越流量の推定は本間の越流公式、越波量は不規則波の越波流量算定式を用いる
・越流とは、高潮によって上昇した潮位が堤防の天端高を上回り堤防を越えて海水が流れ込む現象で、越波は、海水面の上昇が堤防等の天端高以下であっても、台風時などに高波により水塊が堤防を越えることを言う。(詳細は本報告書 第4章参照)
2.5.1 入力条件など
海岸構造物(堤防構造など)、汀線付近(砕波帯内)の詳細地形データの収集
・越波の影響は、地形データや海岸構造物の精度のいいデータが必要となる。
氾濫計算では二次元不定流モデルを基本として計算する。
・氾濫計算は「氾濫シミュレーションマニュアル(案)」建設省土木研究所の考え方を基本として構築されている。

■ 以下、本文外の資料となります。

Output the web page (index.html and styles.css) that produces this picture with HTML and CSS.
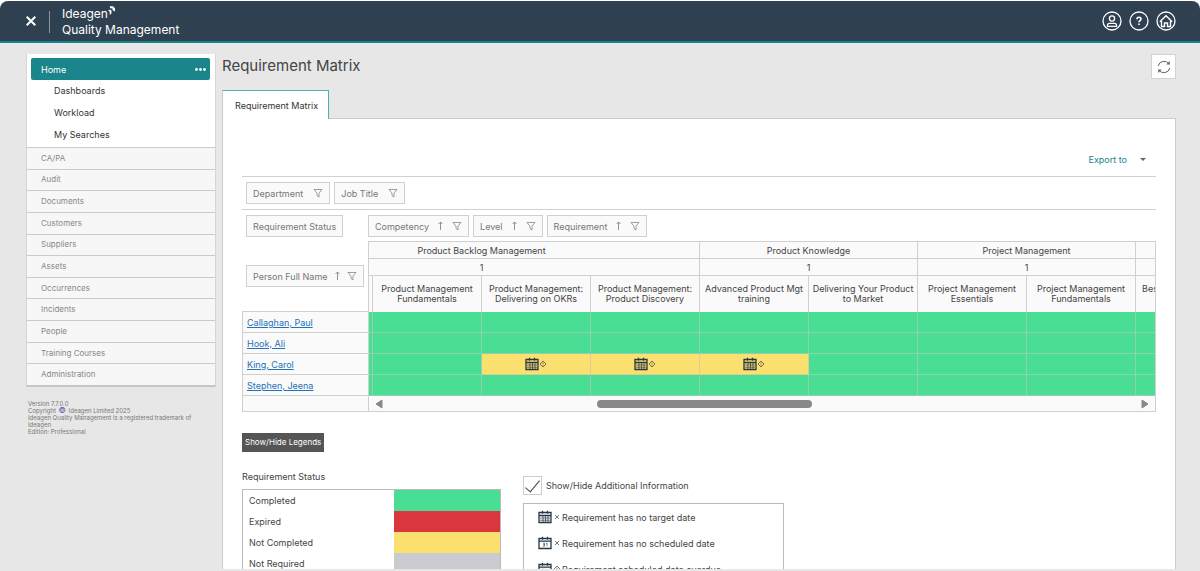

(詳細は本報告書 第5章参照)
・高潮モデルでは、通常の降雨による浸水氾濫現象に比べ影響時間が短時間であることから、降雨量、側溝、下水道、排水機場の排水効果を無視している。
・境界からの浸水(堤防、護岸からの海水の進入)は本間の越流公式を用いている。
2.6.1 入力条件など
標高データ、地上建屋配置図、堤防・護岸・道路断面図、土地利用データなどの収集及び現地踏査
・標高データや建屋情報などは1/2500、1/5000等の縮尺のデータがあると現地のモデル化が精度良く行える。
・道路や鉄道の土盛りの高さなど氾濫流の硫化に影響を及ぼすような地形条件は現地踏査を含めできるだけ詳細に調査し、地形のモデル化に反映させる。
2.6.2 浸水予測図
対象地域の地形図、市街地地図などに最大浸水深などを合成し作成する。
・1/2万5千、1/5万の地形図等に氾濫計算結果を合成表示する。
・表示は、対象地域をメッシュに分割しメッシュごとの結果をカラーパターンなどで表示する。
2.6.3 危険度の評価
「土木技術資料42高潮危険度評価の試み」に基づいて高潮氾濫に伴う危険度の判定を行う
・危険度の評価は以下のフローに沿って実施する。
・避難のスピードは2500m/時として、算定する。
・避難場所までの距離は、計算格子間とする。
(例 (5,6)から(13,7)へ移動するときの距離は格子間隔100mとして
100×√ (13-5) 2+ (7-6) 2=806m)
・避難の開始は越流が始まった時点とする。